Un bref regard sur la scène de la purification du Temple nous a déjà montré
que Jean considère le Seigneur ressuscité, son corps, comme le nouveau
Temple, attendu non seulement par l'Ancien Testament, mais par toutes les
nations (cf. Jn 2, 21). Ainsi,
nous sommes autorisés à entendre aussi dans ce qui est dit des fleuves d'eau
vive une annonce du nouveau Temple : oui, ce Temple existe. Il existe, ce
fleuve de vie promis qui épure la terre saline pour faire mûrir la vie et
pour faire pousser les fruits en abondance. Il est celui qui est allé dans
l'amour jusqu'au bout, celui qui est passé par la Croix pour vivre
maintenant dans une vie que nulle mort ne pourra plus menacer. C'est lui, le
Christ vivant. Ainsi, la phrase prononcée pendant la fête des Tentes
préfigure non seulement la nouvelle Jérusalem dans laquelle Dieu lui-même
demeure et dans laquelle il est source de vie, mais indique aussi par avance
directement le corps du crucifié, duquel sortent du sang et de l'eau
(cf.Jn 19, 34). Elle le révèle
comme le vrai Temple, qui n'est pas fait de pierres ni de la main de
l'homme.
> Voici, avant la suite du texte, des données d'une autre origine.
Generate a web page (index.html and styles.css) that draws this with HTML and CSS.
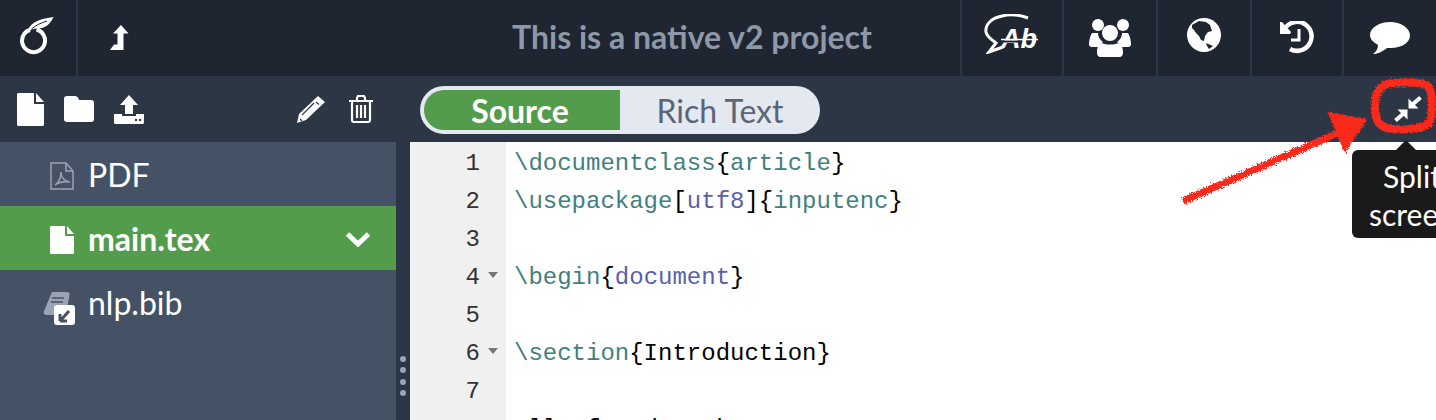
FILE: index.html
```html
<!DOCTYPE html>
<html lang="en">
<head>
<meta charset="utf-8">
<title>This is a native v2 project</title>
<link rel="stylesheet" href="styles.css">
</head>
<body>
<div class="app">
  <header class="topbar">
    <div class="tb-cell tb-logo">
      <svg width="36" height="42" viewBox="0 0 36 42"><path d="M16.500 14.500A11.500 11.500 0 1 1 4.500 18.500C6 16.500 8 15.500 10 15" fill="none" stroke="#fff" stroke-width="4"/><path d="M7.500 17C9 9 17 4 33.500 2 30 9 26.500 13 17.500 13.500 13 13.700 10 15 7.500 17z" fill="#fff"/><path d="M11.500 14C16 10 21 8 27 6" fill="none" stroke="#1f2631" stroke-width="1"/></svg>
    </div>
    <div class="tb-cell tb-up">
      <svg width="22" height="26" viewBox="0 0 22 26"><path d="M12 0L19.500 8.500H14.500V25H1L5 19.500H8.500V8.500H4z" fill="#fff"/></svg>
    </div>
    <div class="tb-title">This is a native v2 project</div>
    <div class="tb-cell tb-w102 tb-raise">
      <svg width="56" height="40" viewBox="0 0 56 40"><path d="M44 4C36 1 26 0 18 2 8 4 1 10 2 18c1 5 6 8 10 11L5 38l14-5" fill="none" stroke="#fff" stroke-width="3"/><text x="17" y="34" class="ab-glyph">Ab</text><path d="M18 27.500h20" stroke="#1f2631" stroke-width="2"/><path d="M17 25.500h37" stroke="#fff" stroke-width="1.500"/></svg>
    </div>
    <div class="tb-cell tb-w94">
      <svg width="44" height="40" viewBox="0 0 44 40"><circle cx="10" cy="7" r="6" fill="#fff"/><circle cx="35" cy="7" r="6" fill="#fff"/><path d="M4 15h6c0 4 2 7 5 9-2 1-4 3-4 5H4c-2 0-3-1-3-3 0-3 1-8 3-11zM40 15h-6c0 4-2 7-5 9 2 1 4 3 4 5h7c2 0 3-1 3-3 0-3-1-8-3-11z" fill="#fff"/><circle cx="22" cy="15" r="8" fill="#fff"/><path d="M14 25c4 2 12 2 16 0 2 0 5 3 5 9 0 3-1 5-4 5H13c-3 0-4-2-4-5 0-6 3-9 5-9z" fill="#fff"/></svg>
    </div>
    <div class="tb-cell tb-w94 tb-raise-s">
      <svg width="36" height="36" viewBox="0 0 36 36"><circle cx="18" cy="18" r="17" fill="#fff"/><path d="M6 8L13 4 20 5 24 8 26 14 22 15 19 19 18 24 15 23 13 19 10 16 8 13 6 11zM20 26L27 29 23 32 21 29z" fill="#1f2631"/></svg>
    </div>
    <div class="tb-cell tb-w92">
      <svg width="36" height="34" viewBox="0 0 36 34"><path d="M7 6a14.500 14.500 0 1 1 4 22" fill="none" stroke="#fff" stroke-width="4.500"/><path d="M1 1h2l9 10-1 2H1z" fill="#fff"/><path d="M20 8v11h-8" fill="none" stroke="#fff" stroke-width="3"/></svg>
    </div>
    <div class="tb-cell tb-last">
      <svg width="40" height="36" viewBox="0 0 40 36"><path d="M20 2c11 0 20 6 20 13.500S31 28 21 28c-1 0-3 0-4-.1C13 31 8 34 3 34c3-2 5-5 5-9C3 22 0 19 0 15 0 8 9 2 20 2z" fill="#fff"/></svg>
    </div>
  </header>
  <div class="workspace">
    <aside class="files">
      <div class="file-tools">
        <div class="tool-group">
          <svg width="27" height="33" viewBox="0 0 27 33"><path d="M1 0h16v11h10v21l-1 1H1l-1-1V1zM19 0l8 9h-8z" fill="#fff"/></svg>
          <svg width="30" height="26" viewBox="0 0 30 26"><path d="M3 0h8c2 0 3 1 4 4h12c2 0 3 1 3 3v16c0 2-1 3-3 3H3c-2 0-3-1-3-3V3c0-2 1-3 3-3z" fill="#fff"/></svg>
          <svg width="30" height="29" viewBox="0 0 30 29"><path d="M15 0l9 10h-5v9h-8v-9H6zM0 19h8v2h14v-2h8v9l-1 1H1l-1-1z" fill="#fff"/><circle cx="22" cy="25" r="1.200" fill="#2c3645"/><circle cx="26" cy="25" r="1.200" fill="#2c3645"/></svg>
        </div>
        <div class="tool-group tool-right">
          <svg width="29" height="28" viewBox="0 0 29 28"><path d="M21 1l7 6L9 25 0 28l2-9z" fill="#fff"/><path d="M19 7l3 2.500M5 20l12-12M3 24l2 2" stroke="#2c3645" stroke-width="1.200" fill="none"/></svg>
          <svg width="26" height="28" viewBox="0 0 26 28"><path d="M1 6h24M9 6V3l1-2h6l1 2v3M4 6v19c0 1 1 2 2 2h14c1 0 2-1 2-2V6" fill="none" stroke="#fff" stroke-width="2.200"/><path d="M9 10v13M13 10v13M17 10v13" stroke="#fff" stroke-width="2.200"/></svg>
        </div>
      </div>
      <ul class="file-list">
        <li class="file-row">
          <svg class="file-icon" width="24" height="28" viewBox="0 0 24 28"><path d="M1 1h15l7 8v18H1zM16 1v8h7M5 23c3-2 6-7 6-13 0 5 3 9 9 10-6-1-11 0-15 3z" fill="none" stroke="#98a3b3" stroke-width="1.500"/></svg>
          <span>PDF</span>
        </li>
        <li class="file-row is-active">
          <svg class="file-icon" width="24" height="28" viewBox="0 0 24 28"><path d="M1 0h14v10h9v17l-1 1H1l-1-1V1zM17 0l7 8h-7z" fill="#fff"/></svg>
          <span>main.tex</span>
          <svg class="chev" width="26" height="17" viewBox="0 0 26 17"><path d="M2.500 4L13 14 23.500 4" fill="none" stroke="#fff" stroke-width="5"/></svg>
        </li>
        <li class="file-row">
          <span class="bib-icon">
            <svg width="32" height="35" viewBox="0 0 32 35"><path d="M9 1h15c2 0 3 1 2.500 3L23 24H4c-3 0-4-2-3-4z" fill="#98a3b3"/><path d="M9 7h12M8 11h12" stroke="#455265" stroke-width="1.500"/><rect x="11" y="14" width="21" height="20" rx="3" fill="#fff"/><path d="M17 30v-7M17 30h7M18 29l8-9" fill="none" stroke="#455265" stroke-width="3"/></svg>
          </span>
          <span>nlp.bib</span>
        </li>
      </ul>
    </aside>
    <div class="splitter">
      <i></i><i></i><i></i><i></i>
    </div>
    <main class="editor">
      <div class="ed-toolbar">
        <div class="switch">
          <span class="sw-on">Source</span>
          <span class="sw-off">Rich Text</span>
        </div>
        <svg class="split-icon" width="28" height="28" viewBox="0 0 28 28"><path d="M14.500 3.500v10h10zM13.500 14.500h-10l10 10z" fill="#fff"/><path d="M19 9l7.500-6.500M9 19l-7.500 6.500" stroke="#fff" stroke-width="4" fill="none"/></svg>
      </div>
      <div class="code">
        <div class="ln">1</div><div class="cl"><span class="k">\documentclass</span>{<span class="k">article</span>}</div>
        <div class="ln">2</div><div class="cl"><span class="k">\usepackage</span>[<span class="v">utf8</span>]{<span class="k">inputenc</span>}</div>
        <div class="ln">3</div><div class="cl"></div>
        <div class="ln fold">4</div><div class="cl"><span class="k">\begin</span>{<span class="v">document</span>}</div>
        <div class="ln">5</div><div class="cl"></div>
        <div class="ln fold">6</div><div class="cl"><span class="k">\section</span>{Introduction}</div>
        <div class="ln">7</div><div class="cl"></div>
        <div class="ln"></div><div class="cl">all of and mask</div>
      </div>
    </main>
  </div>
  <div class="tooltip">Split<br>screen</div>
  <svg class="scribble" width="1436" height="420" viewBox="0 0 1436 420">
    <defs><filter id="rough" x="-5%" y="-5%" width="110%" height="110%"><feTurbulence type="fractalNoise" baseFrequency="0.8" numOctaves="2" seed="4"/><feDisplacementMap in="SourceGraphic" scale="5"/></filter></defs>
    <g filter="url(#rough)" fill="none" stroke="#f92a1f">
      <path d="M1393 83c16-1 30-1 35 3 5 5 5 30 1 37-4 6-30 8-42 5-9-2-12-9-12-21 0-15 5-23 18-24z" stroke-width="8"/>
      <path d="M1183 201L1340 132" stroke-width="7"/>
      <path d="M1330 114L1365 120 1345 150z" fill="#f92a1f" stroke-width="3"/>
    </g>
  </svg>
</div>
</body>
</html>
```
FILE: styles.css
```css
* { box-sizing: border-box; }
html, body { margin: 0; height: 100%; overflow: hidden; }
body { font-family: Lato, "Open Sans", sans-serif; background: #fff; }
.app { position: relative; width: 1436px; height: 420px; overflow: hidden; display: flex; flex-direction: column; }
.topbar { height: 76px; flex: none; display: flex; background: #1f2631; color: #fff; }
.tb-cell { display: flex; align-items: center; justify-content: center; flex: none; border-left: 2px solid #2c3645; }
.tb-logo { width: 78px; border-left: 0; border-right: 2px solid #2c3645; padding-bottom: 4px; }
.tb-up { width: 84px; border-left: 0; }
.tb-title { flex: 1; text-align: center; font-size: 32px; font-weight: 700; line-height: 74px; color: #8d98a8; padding-left: 262px; }
.tb-w102 { width: 102px; }
.tb-w94 { width: 94px; }
.tb-w92 { width: 92px; }
.tb-last { width: 94px; }
.tb-raise { padding-bottom: 8px; }
.tb-raise-s { padding-bottom: 6px; }
.ab-glyph { font-family: "Liberation Sans", sans-serif; font-size: 27px; font-weight: 700; font-style: italic; fill: #fff; }
.workspace { flex: 1; display: flex; min-height: 0; }
.files { width: 396px; flex: none; background: #455265; display: flex; flex-direction: column; }
.file-tools { height: 66px; flex: none; background: #2c3645; display: flex; align-items: center; justify-content: space-between; padding: 0 22px 0 17px; }
.tool-group { display: flex; align-items: center; gap: 20px; }
.tool-right { gap: 22px; }
.file-list { list-style: none; margin: 0; padding: 0; }
.file-row { height: 64px; display: flex; align-items: center; padding-left: 50px; color: #fff; font-size: 32px; gap: 14px; }
.file-row.is-active { background: #529c4b; font-weight: 700; }
.file-icon { flex: none; margin-top: 4px; }
.chev { margin-left: auto; margin-right: 25px; }
.bib-icon { width: 24px; flex: none; display: flex; justify-content: flex-end; margin-top: 12px; }
.bib-icon svg { flex: none; margin-right: -1px; }
.splitter { width: 14px; flex: none; background: #2c3645; display: flex; flex-direction: column; align-items: center; justify-content: flex-end; gap: 5.500px; padding-bottom: 24px; }
.splitter i { width: 6px; height: 6px; border-radius: 50%; background: #98a3b3; display: block; }
.editor { flex: 1; min-width: 0; display: flex; flex-direction: column; }
.ed-toolbar { height: 66px; flex: none; background: #2c3645; display: flex; align-items: center; justify-content: space-between; padding: 0 14px 0 10px; }
.switch { width: 400px; height: 48px; margin-top: 2px; border-radius: 24px; background: #e4e8f0; padding: 4px; display: flex; font-size: 32px; line-height: 41px; }
.sw-on { width: 196px; padding-right: 4px; background: #529c4b; color: #fff; font-weight: 700; text-align: center; border-radius: 20px 0 0 20px; }
.sw-off { flex: 1; padding-left: 4px; text-align: center; color: #5a6577; }
.code { flex: 1; min-height: 0; overflow: hidden; display: grid; grid-template-columns: 96px 1fr; grid-auto-rows: 38px; align-content: start; font-family: "Liberation Mono", monospace; font-size: 24px; color: #000; }
.ln { background: #f0f0f0; color: #333; text-align: right; padding-right: 26px; line-height: 44px; position: relative; }
.fold::after { content: ""; position: absolute; right: 8px; top: 16px; border: 5px solid transparent; border-top: 6px solid #777; border-bottom: 0; }
.cl { padding-left: 8px; line-height: 44px; white-space: pre; }
.k { color: #42807f; }
.v { color: #5b5fa8; }
.tooltip { position: absolute; left: 1352px; top: 150px; width: 120px; height: 88px; background: #1a1a1a; color: #fff; border-radius: 6px; text-align: center; font-size: 30px; line-height: 38px; padding: 7px 0; }
.tooltip::before { content: ""; position: absolute; left: 44px; top: -10px; border: 10px solid transparent; border-top: 0; border-bottom-color: #1a1a1a; }
.scribble { position: absolute; left: 0; top: 0; pointer-events: none; }
```
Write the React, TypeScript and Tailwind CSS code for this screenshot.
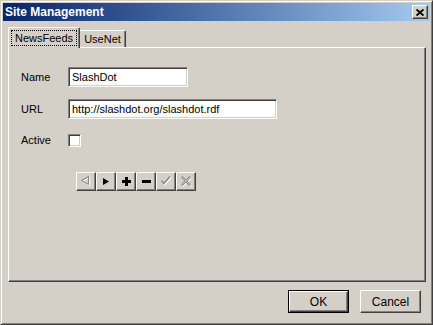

Pour cette raison précisément, parce qu'il est la demeure vivante
de Dieu dans le monde, il est et restera source de vie aussi pour tous les
temps.
Celui qui regarde l'histoire d'un œil attentif,
indique Benoît XVI, peut voir ce fleuve qui, à
travers les temps, coule du Golgotha, du Jésus crucifié et ressuscité. Là où
parvient ce fleuve, il peut voir comment la terre est purifiée, comment
poussent les arbres fruitiers, comment jaillit la vie, la vie véritable, de
la source d'amour qui s'est donnée et qui se donne.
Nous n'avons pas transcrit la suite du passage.